WORK INSTRUCTIONS:
Using the data below, gather each line that includes the word "index".

DATA SECTION:
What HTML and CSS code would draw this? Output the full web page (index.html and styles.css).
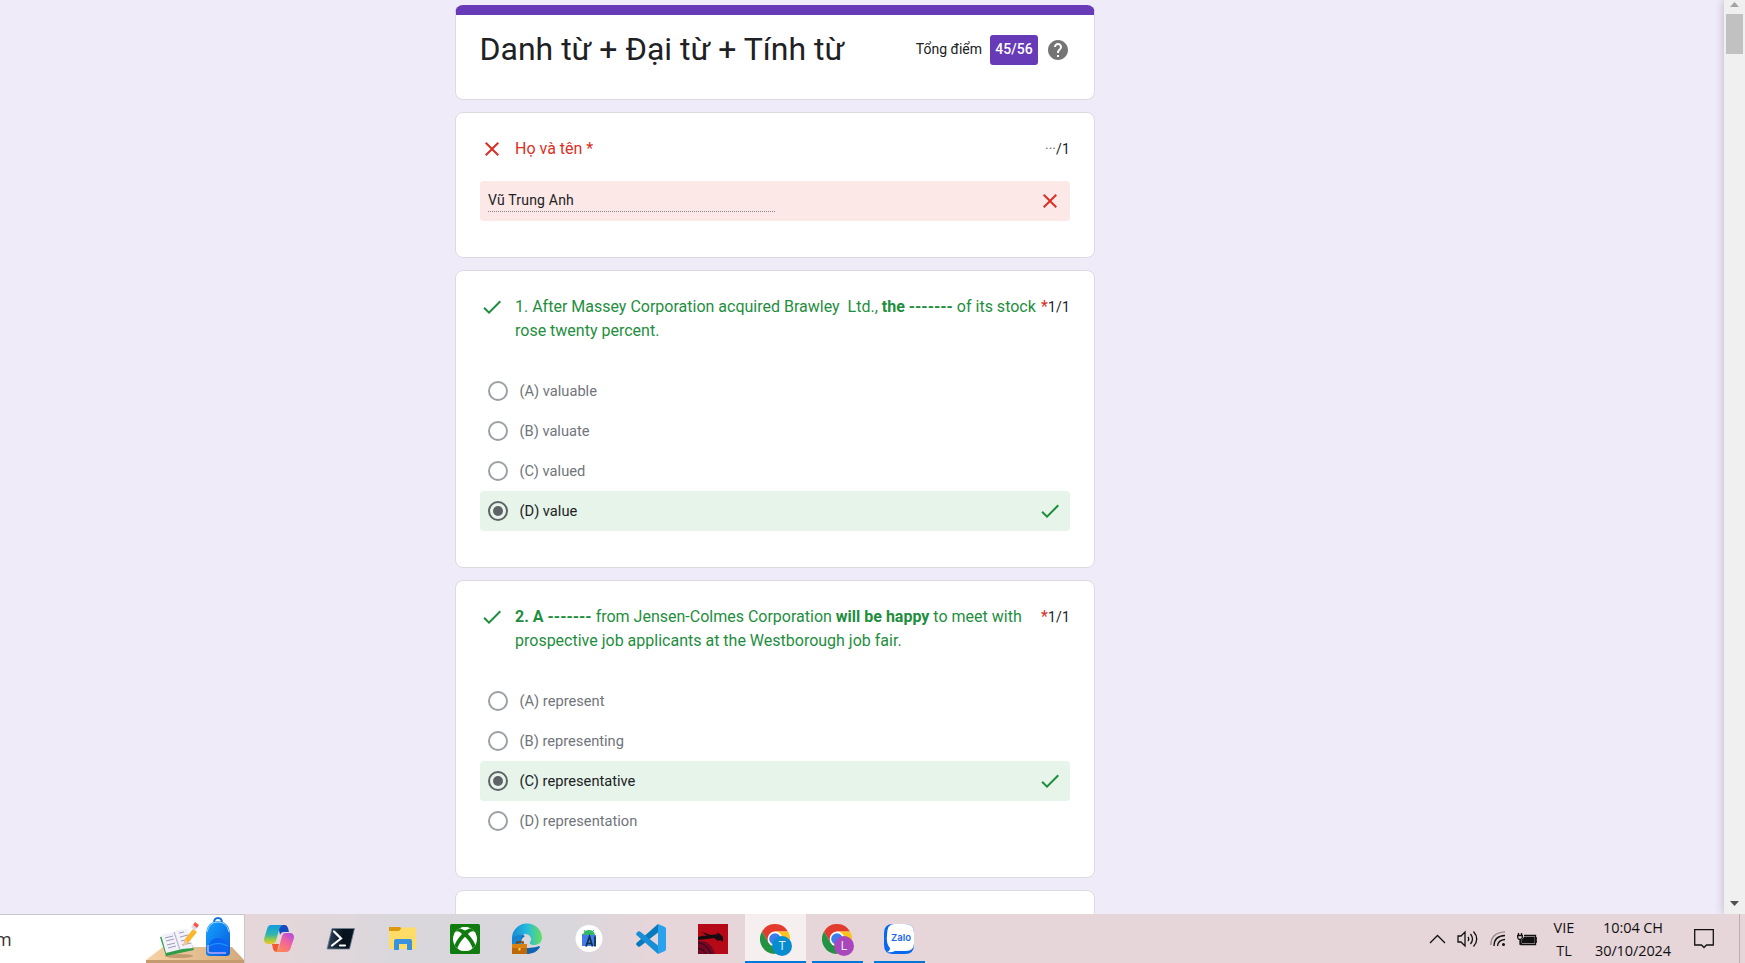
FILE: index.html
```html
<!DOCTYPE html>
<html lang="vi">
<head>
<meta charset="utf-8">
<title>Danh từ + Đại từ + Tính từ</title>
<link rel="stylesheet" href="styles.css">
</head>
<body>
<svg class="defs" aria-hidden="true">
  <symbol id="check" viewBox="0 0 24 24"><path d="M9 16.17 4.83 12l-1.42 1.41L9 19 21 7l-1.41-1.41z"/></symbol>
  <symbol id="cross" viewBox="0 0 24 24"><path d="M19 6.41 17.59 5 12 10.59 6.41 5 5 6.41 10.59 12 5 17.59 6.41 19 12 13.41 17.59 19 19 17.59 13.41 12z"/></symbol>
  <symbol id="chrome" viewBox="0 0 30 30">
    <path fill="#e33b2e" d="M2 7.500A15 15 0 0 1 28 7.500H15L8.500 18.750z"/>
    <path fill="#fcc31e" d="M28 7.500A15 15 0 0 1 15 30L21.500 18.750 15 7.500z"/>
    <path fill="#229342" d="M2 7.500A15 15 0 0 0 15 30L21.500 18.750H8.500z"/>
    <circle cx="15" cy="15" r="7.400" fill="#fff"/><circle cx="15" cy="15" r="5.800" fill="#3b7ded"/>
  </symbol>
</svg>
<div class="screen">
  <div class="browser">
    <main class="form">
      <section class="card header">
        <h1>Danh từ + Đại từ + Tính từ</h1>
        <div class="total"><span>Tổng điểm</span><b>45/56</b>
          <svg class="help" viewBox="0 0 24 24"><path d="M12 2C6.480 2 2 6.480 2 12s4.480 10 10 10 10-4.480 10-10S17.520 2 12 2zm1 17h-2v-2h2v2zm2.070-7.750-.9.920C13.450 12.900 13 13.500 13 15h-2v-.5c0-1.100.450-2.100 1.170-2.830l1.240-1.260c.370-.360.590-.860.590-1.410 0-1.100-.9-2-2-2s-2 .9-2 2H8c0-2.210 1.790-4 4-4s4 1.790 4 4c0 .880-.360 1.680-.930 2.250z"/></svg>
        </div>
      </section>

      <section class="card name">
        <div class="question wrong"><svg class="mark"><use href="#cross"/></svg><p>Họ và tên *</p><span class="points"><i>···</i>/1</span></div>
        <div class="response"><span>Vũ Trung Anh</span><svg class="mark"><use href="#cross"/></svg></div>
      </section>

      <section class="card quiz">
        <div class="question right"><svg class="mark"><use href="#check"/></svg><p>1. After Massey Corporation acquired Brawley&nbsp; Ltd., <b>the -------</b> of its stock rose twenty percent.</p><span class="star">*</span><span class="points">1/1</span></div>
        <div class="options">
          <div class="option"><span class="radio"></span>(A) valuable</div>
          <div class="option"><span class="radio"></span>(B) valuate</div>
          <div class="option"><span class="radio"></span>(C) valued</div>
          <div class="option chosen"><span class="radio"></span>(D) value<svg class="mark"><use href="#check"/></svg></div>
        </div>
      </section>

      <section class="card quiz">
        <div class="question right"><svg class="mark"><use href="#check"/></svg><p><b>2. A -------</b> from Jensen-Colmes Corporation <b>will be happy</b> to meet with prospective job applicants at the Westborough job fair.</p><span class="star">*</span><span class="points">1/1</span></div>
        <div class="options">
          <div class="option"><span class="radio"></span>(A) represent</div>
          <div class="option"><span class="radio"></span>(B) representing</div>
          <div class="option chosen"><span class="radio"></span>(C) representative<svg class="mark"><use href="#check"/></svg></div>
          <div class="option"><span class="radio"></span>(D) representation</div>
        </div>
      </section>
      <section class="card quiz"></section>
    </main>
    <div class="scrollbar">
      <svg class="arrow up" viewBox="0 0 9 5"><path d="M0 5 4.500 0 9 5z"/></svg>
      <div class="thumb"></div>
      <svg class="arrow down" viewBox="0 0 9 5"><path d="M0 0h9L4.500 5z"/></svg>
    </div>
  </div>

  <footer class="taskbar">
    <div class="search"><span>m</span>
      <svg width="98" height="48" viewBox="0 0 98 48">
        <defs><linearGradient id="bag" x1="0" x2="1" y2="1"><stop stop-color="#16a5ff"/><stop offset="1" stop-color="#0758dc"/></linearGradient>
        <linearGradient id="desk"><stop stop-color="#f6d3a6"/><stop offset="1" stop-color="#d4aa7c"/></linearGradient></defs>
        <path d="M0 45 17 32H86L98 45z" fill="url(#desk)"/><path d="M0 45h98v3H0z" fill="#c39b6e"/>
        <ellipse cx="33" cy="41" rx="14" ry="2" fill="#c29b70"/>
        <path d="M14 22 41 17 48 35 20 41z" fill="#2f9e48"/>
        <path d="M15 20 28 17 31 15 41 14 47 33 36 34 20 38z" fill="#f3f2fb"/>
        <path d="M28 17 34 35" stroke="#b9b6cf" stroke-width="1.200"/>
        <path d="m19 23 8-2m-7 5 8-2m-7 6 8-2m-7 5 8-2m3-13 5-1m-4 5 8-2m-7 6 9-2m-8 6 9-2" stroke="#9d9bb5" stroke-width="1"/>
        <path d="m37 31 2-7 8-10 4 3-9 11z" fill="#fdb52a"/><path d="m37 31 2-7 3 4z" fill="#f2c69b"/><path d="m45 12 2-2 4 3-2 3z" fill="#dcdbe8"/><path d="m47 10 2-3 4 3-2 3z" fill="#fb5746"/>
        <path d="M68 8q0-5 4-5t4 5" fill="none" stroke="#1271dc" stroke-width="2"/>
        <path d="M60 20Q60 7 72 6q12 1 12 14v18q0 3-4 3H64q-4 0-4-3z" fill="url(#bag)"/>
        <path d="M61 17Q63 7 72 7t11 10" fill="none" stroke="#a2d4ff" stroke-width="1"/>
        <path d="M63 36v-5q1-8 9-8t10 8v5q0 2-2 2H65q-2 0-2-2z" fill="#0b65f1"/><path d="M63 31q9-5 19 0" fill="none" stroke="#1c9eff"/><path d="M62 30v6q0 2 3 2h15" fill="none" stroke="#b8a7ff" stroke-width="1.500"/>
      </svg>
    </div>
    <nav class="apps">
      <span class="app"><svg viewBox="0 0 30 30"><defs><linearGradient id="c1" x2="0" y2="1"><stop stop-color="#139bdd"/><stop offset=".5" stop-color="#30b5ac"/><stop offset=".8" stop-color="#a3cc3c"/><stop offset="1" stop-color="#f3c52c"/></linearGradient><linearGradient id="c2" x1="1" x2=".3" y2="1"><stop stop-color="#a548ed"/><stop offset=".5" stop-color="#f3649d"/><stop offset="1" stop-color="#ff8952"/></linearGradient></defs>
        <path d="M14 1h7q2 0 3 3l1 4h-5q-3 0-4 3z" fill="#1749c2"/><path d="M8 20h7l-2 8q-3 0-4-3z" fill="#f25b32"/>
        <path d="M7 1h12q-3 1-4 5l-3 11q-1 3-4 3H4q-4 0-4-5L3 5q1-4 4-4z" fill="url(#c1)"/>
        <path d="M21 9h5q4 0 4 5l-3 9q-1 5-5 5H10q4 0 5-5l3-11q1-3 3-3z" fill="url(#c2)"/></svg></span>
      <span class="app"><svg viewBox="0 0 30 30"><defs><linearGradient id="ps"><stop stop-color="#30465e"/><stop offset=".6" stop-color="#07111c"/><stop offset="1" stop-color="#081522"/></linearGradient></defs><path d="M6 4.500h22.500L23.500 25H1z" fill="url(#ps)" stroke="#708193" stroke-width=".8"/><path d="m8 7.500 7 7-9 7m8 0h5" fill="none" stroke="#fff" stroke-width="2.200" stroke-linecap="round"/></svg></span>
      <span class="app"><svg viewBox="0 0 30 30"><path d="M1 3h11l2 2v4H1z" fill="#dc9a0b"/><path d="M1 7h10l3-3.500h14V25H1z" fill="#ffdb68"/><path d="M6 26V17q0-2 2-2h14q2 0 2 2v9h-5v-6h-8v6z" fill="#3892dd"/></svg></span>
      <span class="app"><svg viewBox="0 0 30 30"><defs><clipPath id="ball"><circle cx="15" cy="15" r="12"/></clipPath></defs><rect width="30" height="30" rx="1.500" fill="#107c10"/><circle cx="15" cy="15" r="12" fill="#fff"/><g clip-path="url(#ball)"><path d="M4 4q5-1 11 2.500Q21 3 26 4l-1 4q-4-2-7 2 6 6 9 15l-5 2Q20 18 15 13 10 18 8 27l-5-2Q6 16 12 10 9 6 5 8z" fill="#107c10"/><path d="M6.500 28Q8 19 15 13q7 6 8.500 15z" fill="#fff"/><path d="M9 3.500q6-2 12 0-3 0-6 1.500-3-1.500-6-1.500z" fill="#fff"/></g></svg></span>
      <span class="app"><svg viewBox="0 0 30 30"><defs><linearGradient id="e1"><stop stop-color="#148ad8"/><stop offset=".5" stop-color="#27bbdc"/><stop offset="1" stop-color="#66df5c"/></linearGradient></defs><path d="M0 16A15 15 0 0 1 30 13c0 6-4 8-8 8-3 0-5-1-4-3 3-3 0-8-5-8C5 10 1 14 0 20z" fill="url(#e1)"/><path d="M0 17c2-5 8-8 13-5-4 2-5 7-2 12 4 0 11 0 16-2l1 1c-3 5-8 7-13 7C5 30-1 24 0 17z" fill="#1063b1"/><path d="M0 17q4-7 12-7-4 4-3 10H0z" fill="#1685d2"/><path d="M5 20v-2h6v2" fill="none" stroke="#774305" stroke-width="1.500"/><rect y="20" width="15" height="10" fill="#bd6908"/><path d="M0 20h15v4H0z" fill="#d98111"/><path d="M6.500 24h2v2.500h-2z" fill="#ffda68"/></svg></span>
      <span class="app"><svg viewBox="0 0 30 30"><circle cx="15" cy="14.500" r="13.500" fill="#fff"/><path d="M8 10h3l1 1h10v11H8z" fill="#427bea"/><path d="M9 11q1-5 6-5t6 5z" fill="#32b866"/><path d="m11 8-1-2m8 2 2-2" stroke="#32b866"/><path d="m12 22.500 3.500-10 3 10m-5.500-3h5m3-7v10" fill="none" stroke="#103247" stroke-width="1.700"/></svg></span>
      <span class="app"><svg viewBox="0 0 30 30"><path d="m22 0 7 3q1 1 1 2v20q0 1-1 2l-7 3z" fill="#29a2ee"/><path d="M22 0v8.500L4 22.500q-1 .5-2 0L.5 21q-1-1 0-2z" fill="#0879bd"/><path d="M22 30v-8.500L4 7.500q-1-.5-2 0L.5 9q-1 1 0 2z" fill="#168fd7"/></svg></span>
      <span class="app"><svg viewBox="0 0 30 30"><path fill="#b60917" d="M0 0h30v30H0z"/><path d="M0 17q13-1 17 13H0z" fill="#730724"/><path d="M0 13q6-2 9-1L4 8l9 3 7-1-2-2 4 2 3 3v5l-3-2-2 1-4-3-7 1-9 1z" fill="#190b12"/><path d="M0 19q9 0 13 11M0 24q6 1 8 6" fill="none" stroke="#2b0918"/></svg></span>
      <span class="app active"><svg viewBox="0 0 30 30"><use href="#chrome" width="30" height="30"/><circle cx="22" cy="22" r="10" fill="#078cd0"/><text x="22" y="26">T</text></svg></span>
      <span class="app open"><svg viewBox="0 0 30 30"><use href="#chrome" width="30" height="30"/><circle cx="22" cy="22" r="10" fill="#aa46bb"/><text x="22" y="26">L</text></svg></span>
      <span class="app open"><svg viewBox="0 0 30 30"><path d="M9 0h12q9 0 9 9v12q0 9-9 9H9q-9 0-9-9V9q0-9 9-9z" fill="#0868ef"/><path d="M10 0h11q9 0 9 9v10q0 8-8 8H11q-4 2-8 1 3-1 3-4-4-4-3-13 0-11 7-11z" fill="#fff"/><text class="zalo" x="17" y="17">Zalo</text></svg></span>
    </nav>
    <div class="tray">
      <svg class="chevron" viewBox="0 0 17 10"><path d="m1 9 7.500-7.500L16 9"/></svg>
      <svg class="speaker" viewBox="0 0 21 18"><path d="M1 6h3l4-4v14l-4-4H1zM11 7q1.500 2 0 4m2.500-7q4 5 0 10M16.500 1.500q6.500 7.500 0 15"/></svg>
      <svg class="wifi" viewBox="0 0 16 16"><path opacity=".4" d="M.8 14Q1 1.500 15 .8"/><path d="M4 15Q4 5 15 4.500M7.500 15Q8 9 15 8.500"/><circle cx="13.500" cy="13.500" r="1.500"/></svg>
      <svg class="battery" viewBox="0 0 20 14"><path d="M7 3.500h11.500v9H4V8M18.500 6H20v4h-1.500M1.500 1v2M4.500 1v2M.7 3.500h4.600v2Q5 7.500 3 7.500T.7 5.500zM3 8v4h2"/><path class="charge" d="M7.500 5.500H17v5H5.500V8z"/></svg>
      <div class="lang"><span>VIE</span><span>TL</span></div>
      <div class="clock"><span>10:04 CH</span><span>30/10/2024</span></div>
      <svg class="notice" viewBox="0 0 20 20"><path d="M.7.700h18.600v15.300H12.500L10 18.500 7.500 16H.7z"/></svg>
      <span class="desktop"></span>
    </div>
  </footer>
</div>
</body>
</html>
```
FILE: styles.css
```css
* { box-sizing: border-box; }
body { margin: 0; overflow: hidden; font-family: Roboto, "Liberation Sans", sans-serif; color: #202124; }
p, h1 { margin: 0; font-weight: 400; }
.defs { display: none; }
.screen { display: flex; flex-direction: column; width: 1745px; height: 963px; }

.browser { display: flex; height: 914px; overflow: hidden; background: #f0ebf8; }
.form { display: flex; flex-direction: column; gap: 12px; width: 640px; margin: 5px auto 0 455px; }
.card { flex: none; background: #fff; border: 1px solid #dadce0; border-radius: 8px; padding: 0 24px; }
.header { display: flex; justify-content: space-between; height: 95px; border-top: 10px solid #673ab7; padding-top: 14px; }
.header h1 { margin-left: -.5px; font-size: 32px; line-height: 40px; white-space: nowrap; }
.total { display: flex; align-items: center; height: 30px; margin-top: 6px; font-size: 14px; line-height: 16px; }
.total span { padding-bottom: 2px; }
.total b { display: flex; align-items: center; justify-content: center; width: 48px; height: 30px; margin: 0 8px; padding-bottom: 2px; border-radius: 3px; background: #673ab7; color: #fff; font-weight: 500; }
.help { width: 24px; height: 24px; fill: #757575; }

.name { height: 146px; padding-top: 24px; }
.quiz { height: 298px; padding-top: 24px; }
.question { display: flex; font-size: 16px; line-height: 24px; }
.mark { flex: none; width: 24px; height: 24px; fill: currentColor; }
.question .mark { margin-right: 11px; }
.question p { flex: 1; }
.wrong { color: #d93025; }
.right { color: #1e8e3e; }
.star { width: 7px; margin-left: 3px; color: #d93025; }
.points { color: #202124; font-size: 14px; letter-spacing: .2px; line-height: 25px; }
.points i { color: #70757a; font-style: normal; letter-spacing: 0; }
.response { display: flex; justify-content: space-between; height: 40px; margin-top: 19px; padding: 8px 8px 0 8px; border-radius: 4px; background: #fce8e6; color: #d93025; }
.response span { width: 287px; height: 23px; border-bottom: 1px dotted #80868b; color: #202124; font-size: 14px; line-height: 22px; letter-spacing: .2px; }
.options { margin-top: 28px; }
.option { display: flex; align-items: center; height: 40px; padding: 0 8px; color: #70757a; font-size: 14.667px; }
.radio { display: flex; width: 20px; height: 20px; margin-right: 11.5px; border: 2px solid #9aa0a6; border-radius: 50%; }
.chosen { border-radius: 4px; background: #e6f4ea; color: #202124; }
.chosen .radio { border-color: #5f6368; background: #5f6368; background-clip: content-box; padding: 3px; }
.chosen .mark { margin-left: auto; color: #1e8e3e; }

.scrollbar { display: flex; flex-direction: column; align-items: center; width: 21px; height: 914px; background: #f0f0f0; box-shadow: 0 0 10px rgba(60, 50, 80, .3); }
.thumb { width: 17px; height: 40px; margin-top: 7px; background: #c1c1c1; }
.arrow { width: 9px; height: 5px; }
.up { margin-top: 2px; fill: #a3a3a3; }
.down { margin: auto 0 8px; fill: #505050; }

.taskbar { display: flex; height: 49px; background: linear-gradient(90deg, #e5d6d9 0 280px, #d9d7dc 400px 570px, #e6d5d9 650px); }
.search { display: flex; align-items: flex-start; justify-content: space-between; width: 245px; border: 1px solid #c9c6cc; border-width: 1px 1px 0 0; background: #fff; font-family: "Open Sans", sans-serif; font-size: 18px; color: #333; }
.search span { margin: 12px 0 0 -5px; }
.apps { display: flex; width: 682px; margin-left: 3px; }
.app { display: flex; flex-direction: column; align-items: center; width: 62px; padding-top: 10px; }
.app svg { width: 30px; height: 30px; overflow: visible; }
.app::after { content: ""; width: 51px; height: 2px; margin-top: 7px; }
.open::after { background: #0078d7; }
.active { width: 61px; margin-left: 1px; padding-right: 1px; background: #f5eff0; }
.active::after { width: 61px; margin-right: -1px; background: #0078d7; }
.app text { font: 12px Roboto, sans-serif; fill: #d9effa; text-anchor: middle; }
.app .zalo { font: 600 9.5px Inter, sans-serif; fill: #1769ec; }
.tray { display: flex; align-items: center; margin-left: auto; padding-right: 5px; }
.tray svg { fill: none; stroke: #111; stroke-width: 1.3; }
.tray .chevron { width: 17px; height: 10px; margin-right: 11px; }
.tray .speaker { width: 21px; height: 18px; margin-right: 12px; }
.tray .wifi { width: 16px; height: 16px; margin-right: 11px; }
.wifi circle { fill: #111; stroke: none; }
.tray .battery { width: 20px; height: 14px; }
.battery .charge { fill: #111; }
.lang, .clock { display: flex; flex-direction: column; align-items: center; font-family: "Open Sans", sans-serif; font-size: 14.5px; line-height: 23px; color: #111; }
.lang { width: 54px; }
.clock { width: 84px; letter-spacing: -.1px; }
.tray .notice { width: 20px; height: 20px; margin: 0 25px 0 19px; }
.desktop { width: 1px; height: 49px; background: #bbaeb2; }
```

EXERCISE ANSWER:
What HTML and CSS code would draw this? Output the full web page (index.html and styles.css).
FILE: index.html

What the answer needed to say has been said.